Advocate for more "normal" policies that are almost as good. Of course, allocating your "weirdness points" on a few issues doesn't mean you have to stop advocating for other important issues -- just consider being less weird about it. Perhaps universal basic income truly would be a very effective policy to help the poor in the United States. But reforming the earned income tax credit and relaxing zoning laws would also both do a lot to help the poor in the US, and such suggestions aren't weird.
Use the foot-in-door technique and the door-in-face technique. The foot-in-door technique involves starting with a small ask and gradually building up the ask, such as suggesting people donate a little bit effectively, and then gradually get them to take the Giving What We Can Pledge. The door-in-face technique involves making a big ask (e.g., join Giving What We Can) and then substituting it for a smaller ask, like the Life You Can Save pledge or Try Out Giving.
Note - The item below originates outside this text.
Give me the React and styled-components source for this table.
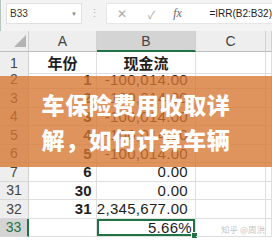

Reconsider effective altruism's clustering of beliefs. Right now, effective altruism is associated strongly with donating a lot of money and donating effectively, less strongly with impact in career choice, veganism, and existential risk. Of course, I'm not saying that we should drop some of these memes completely. But maybe EA should disconnect a bit more and compartmentalize -- for example, leaving AI risk to MIRI, for example, and not talk about it much, say, on 80,000 Hours. And maybe instead of asking people to both give more AND give more effectively, we could focus more exclusively on asking people to donate what they already do more effectively.
Evaluate the above with more research. While I think the evidence base behind this is decent, it's not great and I haven't spent that much time developing it. I think we should look into this more with a review of the relevant literature and some careful, targeted, market research on the individual beliefs within effective altruism (how weird are they?) and how they should be connected or left disconnected. Maybe this has already been done some?